"""
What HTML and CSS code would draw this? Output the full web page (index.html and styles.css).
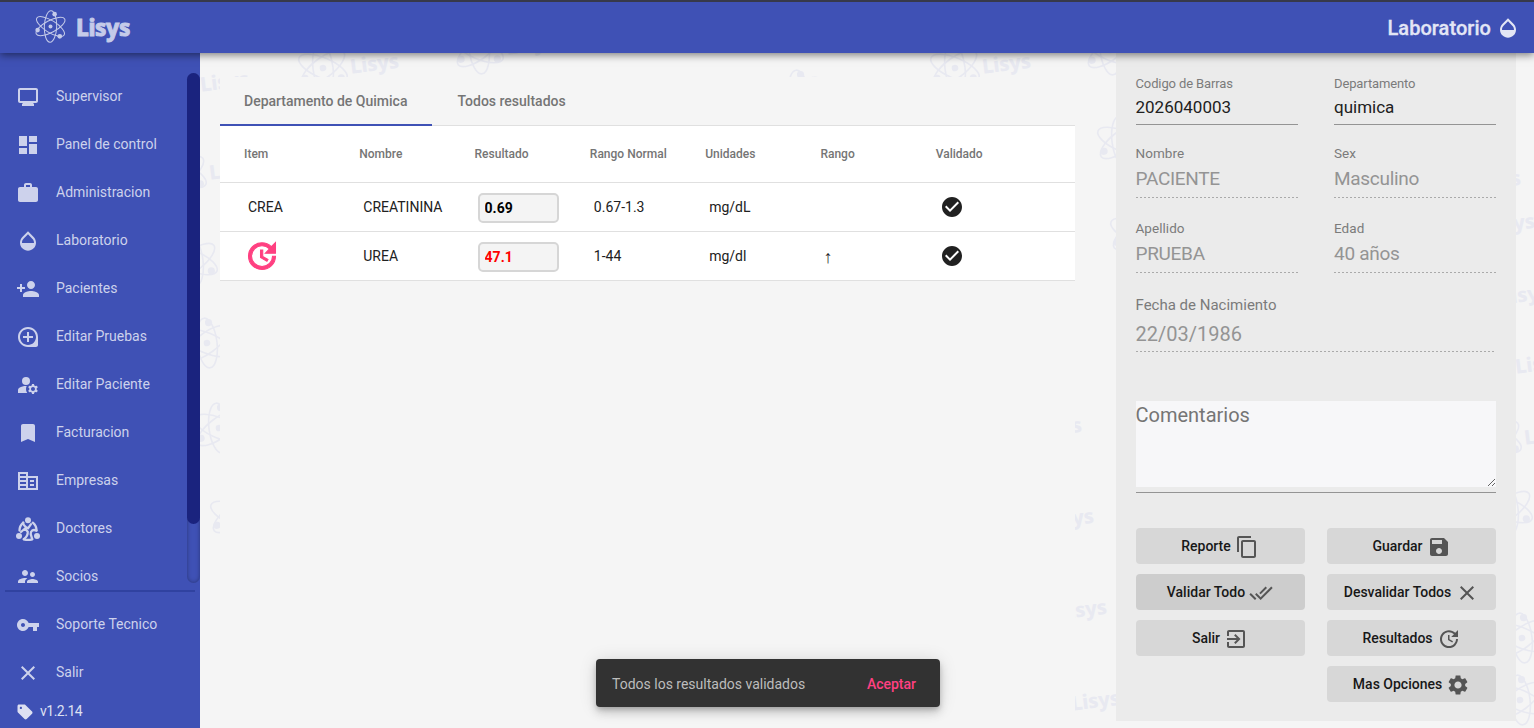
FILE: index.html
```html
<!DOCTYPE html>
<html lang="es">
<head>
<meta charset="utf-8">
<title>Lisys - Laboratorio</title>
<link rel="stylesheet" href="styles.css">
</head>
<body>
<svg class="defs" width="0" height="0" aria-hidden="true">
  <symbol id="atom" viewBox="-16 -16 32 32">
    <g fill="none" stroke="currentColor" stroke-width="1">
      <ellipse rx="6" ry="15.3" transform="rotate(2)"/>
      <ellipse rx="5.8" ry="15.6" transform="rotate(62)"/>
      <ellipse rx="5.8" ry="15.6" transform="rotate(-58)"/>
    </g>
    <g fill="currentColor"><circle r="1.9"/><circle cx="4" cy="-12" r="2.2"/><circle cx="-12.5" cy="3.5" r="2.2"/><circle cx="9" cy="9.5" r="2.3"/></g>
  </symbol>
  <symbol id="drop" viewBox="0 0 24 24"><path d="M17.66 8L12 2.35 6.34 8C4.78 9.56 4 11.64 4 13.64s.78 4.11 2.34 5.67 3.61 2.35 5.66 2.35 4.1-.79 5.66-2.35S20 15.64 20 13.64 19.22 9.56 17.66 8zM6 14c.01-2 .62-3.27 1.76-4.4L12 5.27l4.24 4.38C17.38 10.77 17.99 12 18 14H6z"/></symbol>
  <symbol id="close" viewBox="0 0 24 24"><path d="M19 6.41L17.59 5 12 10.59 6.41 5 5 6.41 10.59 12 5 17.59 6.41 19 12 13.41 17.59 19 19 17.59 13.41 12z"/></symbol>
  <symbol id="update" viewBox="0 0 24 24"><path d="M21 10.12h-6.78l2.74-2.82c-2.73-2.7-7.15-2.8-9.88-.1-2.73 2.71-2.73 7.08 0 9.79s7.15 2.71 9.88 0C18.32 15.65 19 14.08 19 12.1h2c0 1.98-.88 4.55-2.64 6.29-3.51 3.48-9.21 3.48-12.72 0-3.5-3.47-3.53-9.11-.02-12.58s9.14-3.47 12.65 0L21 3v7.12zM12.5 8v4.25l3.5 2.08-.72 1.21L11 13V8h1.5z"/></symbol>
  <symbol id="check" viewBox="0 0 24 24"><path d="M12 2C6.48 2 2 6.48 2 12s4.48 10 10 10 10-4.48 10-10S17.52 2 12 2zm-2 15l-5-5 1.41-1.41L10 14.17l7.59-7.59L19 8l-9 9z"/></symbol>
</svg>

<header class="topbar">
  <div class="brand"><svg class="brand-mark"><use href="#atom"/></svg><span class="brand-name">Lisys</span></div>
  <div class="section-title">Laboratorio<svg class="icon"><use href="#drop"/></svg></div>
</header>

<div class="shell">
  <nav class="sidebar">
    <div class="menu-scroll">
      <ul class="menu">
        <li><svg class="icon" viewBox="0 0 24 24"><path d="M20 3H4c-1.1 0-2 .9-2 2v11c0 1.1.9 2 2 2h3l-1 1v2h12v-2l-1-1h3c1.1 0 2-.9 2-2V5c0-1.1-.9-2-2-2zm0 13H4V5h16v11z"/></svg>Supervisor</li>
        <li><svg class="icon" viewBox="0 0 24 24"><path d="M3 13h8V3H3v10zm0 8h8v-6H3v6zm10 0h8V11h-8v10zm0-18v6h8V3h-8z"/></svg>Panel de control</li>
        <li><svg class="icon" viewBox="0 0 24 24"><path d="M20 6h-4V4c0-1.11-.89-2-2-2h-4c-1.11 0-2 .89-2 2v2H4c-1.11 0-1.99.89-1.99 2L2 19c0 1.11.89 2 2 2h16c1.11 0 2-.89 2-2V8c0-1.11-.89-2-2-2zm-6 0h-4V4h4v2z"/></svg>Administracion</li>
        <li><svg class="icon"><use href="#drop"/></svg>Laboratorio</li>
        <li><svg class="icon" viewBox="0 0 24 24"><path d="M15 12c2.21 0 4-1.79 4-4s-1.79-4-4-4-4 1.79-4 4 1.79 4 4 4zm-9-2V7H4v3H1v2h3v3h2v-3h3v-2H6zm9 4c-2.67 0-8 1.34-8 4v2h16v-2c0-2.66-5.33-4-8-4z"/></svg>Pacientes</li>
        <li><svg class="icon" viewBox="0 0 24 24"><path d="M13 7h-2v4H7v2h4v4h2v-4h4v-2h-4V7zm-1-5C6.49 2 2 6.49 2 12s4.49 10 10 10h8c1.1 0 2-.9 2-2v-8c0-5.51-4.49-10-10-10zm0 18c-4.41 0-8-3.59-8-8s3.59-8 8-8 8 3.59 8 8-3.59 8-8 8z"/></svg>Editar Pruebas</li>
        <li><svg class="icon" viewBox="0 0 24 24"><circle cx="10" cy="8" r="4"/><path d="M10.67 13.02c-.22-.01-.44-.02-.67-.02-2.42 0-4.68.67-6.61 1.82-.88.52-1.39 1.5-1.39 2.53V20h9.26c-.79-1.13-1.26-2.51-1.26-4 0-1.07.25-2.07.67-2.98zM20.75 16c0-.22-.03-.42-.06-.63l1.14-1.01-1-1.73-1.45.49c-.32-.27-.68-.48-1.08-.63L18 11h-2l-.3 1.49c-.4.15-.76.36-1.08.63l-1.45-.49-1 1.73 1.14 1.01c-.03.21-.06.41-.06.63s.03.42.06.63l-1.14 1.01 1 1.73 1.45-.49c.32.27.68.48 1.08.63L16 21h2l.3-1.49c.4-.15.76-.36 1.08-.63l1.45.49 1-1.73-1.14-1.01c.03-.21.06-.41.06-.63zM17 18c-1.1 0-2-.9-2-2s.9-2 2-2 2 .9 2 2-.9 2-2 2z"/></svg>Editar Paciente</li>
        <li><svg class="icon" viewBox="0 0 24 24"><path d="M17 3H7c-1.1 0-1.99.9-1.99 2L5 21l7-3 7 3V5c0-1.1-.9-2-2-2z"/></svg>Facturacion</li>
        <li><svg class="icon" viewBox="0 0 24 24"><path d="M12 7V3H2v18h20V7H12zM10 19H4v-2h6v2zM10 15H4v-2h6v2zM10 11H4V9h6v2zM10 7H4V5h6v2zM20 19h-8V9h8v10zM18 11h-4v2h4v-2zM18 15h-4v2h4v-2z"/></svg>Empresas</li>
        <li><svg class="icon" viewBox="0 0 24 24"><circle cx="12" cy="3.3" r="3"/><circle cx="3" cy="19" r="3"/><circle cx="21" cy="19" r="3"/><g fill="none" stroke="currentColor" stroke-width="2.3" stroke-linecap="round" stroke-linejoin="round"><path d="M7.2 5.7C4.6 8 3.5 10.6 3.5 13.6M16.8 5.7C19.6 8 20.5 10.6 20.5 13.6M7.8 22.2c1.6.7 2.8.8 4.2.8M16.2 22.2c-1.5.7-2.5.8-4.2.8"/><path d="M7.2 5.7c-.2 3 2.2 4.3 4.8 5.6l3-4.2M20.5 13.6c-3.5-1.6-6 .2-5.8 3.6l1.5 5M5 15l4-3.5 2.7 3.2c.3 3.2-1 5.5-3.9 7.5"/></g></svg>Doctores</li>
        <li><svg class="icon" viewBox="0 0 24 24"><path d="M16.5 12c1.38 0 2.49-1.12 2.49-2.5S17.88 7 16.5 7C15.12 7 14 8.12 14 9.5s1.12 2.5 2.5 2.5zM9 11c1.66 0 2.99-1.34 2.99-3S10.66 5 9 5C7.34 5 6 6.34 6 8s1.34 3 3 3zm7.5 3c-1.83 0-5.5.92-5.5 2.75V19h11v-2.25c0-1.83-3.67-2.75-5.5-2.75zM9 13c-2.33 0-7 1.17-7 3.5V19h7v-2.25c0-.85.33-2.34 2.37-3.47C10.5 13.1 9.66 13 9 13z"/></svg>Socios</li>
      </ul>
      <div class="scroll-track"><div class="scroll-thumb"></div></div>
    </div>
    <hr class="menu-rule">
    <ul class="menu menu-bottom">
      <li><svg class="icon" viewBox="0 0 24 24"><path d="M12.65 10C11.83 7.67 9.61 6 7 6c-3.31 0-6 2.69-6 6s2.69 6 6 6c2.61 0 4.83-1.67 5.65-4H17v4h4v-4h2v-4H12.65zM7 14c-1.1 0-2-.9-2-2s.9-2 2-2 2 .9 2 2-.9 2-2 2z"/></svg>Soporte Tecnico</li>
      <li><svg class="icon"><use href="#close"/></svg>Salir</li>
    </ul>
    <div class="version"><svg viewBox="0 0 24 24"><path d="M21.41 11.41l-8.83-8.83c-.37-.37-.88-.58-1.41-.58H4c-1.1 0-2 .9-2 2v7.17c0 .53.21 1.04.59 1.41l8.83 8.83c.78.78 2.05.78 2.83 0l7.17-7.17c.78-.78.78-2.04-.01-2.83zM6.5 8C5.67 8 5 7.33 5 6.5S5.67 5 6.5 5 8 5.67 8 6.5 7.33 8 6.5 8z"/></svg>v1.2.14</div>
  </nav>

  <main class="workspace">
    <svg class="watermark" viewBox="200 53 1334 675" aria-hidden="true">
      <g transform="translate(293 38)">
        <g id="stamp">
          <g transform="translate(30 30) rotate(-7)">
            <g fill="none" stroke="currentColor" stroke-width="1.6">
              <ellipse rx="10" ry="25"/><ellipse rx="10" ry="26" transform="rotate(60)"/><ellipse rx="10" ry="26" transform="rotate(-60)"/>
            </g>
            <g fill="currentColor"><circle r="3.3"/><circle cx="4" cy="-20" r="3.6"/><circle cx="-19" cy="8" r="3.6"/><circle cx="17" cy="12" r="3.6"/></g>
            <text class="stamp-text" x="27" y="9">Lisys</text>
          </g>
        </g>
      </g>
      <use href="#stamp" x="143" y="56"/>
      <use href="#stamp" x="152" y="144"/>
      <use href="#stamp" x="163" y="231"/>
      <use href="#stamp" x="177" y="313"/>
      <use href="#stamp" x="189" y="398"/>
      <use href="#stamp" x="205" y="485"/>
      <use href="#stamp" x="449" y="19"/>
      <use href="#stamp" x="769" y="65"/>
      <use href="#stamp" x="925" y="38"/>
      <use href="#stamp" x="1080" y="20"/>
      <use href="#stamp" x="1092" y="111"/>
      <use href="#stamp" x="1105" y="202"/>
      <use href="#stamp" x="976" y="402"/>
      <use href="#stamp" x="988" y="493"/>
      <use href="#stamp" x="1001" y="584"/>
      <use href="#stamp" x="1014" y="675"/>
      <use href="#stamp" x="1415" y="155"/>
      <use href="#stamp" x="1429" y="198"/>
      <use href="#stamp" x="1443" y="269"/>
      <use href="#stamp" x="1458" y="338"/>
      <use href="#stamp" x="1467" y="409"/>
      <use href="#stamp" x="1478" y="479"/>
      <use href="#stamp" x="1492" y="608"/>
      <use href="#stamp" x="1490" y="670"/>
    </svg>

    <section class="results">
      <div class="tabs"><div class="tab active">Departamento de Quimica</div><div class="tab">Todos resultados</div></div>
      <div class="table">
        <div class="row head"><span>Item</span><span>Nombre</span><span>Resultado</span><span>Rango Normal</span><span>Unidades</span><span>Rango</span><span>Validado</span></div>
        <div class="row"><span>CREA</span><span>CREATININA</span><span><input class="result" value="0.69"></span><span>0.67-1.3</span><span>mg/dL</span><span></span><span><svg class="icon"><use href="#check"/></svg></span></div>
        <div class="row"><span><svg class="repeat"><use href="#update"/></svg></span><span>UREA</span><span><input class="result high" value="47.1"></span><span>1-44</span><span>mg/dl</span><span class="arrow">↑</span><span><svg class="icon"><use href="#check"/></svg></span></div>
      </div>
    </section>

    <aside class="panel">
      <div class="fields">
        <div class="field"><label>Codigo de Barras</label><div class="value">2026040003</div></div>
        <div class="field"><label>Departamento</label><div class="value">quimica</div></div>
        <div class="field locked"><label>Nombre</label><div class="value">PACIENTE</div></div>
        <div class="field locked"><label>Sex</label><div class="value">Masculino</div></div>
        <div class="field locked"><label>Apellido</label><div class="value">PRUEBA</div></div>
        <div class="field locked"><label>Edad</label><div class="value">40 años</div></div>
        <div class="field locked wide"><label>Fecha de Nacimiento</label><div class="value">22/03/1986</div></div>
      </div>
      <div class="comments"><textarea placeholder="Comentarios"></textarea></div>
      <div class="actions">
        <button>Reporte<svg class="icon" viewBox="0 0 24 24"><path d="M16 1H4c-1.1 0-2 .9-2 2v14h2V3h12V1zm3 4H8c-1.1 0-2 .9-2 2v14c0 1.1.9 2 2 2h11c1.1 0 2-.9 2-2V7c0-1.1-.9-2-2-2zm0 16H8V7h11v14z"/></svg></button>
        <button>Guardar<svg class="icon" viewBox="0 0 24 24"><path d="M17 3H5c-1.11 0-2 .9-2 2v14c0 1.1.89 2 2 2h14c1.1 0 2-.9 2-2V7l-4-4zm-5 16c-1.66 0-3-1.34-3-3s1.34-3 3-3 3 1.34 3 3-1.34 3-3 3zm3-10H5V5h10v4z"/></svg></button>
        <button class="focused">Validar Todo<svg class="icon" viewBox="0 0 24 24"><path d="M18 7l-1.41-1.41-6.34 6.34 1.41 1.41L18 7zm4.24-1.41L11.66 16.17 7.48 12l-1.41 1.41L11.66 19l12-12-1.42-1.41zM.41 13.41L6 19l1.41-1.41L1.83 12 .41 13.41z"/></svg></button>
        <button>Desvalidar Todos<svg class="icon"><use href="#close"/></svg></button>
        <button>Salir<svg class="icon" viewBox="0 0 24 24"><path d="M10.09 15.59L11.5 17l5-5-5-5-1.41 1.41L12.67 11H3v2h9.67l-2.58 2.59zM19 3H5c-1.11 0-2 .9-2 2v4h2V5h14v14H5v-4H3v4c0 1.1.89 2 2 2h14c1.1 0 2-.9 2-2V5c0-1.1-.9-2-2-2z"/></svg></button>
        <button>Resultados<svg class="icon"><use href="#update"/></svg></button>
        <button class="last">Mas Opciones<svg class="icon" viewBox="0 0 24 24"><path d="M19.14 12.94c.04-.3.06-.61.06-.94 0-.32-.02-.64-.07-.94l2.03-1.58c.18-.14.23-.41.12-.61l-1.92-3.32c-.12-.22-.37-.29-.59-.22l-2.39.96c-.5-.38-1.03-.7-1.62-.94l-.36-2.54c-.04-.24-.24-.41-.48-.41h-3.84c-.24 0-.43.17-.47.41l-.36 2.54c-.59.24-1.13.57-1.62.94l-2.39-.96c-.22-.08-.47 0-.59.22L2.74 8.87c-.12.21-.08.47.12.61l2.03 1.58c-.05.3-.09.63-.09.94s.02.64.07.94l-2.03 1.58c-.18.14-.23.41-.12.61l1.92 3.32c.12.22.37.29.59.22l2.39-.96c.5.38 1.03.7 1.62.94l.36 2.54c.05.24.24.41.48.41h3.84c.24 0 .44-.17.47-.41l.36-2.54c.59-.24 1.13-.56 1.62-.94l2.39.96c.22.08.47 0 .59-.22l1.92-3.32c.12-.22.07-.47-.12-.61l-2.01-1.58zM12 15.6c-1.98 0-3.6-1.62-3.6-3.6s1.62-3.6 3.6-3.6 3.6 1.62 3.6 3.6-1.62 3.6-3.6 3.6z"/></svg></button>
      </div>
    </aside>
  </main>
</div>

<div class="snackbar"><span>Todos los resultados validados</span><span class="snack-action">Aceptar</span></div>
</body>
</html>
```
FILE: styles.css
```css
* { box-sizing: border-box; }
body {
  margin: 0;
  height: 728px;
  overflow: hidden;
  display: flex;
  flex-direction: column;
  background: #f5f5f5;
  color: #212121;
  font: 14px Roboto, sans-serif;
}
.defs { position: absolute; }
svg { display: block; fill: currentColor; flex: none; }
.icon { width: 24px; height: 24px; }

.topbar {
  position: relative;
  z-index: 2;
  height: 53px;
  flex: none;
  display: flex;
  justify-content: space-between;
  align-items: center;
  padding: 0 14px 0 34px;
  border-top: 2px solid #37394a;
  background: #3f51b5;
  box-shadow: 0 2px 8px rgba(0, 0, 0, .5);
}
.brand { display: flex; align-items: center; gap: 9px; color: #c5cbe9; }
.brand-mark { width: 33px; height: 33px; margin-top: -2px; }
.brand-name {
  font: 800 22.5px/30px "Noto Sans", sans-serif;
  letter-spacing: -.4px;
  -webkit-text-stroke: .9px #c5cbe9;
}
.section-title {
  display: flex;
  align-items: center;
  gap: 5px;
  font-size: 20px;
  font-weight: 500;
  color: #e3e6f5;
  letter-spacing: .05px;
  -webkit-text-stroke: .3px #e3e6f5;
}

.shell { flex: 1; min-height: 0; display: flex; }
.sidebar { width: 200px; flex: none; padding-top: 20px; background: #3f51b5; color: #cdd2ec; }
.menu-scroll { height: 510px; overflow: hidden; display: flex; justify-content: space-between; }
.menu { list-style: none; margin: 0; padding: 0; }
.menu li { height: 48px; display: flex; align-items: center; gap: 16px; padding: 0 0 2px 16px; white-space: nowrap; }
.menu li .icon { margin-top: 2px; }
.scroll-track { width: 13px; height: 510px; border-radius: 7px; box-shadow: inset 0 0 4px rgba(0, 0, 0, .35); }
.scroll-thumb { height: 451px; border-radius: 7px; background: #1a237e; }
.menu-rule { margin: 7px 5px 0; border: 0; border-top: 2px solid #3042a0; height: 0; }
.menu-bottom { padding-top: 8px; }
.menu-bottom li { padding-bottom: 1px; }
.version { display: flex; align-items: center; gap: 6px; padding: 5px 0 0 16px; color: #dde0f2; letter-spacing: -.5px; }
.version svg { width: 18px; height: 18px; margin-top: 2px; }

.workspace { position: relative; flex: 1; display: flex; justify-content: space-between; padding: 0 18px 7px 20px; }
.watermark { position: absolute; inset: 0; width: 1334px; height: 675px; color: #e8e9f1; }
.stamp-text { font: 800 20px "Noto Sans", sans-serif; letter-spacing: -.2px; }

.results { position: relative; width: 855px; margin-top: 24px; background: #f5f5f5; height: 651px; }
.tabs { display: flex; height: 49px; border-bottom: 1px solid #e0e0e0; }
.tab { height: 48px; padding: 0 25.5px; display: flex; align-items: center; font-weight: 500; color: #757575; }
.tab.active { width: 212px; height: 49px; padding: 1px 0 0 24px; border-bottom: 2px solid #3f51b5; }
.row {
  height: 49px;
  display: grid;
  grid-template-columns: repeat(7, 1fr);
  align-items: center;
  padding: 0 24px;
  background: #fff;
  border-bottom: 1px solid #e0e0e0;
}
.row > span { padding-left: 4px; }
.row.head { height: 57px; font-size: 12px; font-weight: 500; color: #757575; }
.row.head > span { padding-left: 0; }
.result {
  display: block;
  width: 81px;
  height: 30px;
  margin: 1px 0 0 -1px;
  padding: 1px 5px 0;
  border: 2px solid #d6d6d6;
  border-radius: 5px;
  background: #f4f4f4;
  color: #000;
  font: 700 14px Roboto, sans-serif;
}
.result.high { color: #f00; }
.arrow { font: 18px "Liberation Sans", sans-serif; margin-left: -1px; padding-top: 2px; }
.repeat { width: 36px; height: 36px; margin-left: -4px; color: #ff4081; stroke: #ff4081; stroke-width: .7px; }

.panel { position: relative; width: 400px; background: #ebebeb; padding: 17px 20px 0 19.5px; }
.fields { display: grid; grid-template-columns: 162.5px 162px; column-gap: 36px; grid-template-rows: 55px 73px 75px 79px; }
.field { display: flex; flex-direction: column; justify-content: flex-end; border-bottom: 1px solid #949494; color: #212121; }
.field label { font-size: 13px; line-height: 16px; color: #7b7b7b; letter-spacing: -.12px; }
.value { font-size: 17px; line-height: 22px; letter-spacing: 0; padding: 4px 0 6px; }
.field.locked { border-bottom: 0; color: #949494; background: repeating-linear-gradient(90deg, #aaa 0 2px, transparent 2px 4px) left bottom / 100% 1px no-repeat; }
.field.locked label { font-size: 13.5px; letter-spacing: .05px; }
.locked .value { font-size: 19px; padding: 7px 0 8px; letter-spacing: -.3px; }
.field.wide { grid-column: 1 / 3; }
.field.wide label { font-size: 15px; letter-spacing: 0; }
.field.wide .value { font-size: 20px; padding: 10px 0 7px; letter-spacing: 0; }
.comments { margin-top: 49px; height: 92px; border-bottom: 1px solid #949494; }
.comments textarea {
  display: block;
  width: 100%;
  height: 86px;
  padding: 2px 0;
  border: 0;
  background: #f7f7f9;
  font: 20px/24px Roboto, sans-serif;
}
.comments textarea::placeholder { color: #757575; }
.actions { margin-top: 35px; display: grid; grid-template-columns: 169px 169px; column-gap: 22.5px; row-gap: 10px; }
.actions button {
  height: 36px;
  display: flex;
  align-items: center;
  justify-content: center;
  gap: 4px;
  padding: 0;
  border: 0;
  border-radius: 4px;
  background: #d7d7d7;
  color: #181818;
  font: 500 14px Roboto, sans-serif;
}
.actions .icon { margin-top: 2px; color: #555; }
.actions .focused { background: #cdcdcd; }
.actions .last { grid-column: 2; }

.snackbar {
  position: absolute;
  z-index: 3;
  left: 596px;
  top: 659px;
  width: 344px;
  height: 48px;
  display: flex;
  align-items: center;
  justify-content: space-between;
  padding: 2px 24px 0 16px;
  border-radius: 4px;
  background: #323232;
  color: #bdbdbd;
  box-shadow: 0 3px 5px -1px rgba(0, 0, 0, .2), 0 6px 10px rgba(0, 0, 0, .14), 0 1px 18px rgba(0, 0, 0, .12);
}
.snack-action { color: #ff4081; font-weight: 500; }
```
"""
§ **Short problem**
Using the material above, count the lines containing the word "index". Reply with the number alone.

§ **Solution**
4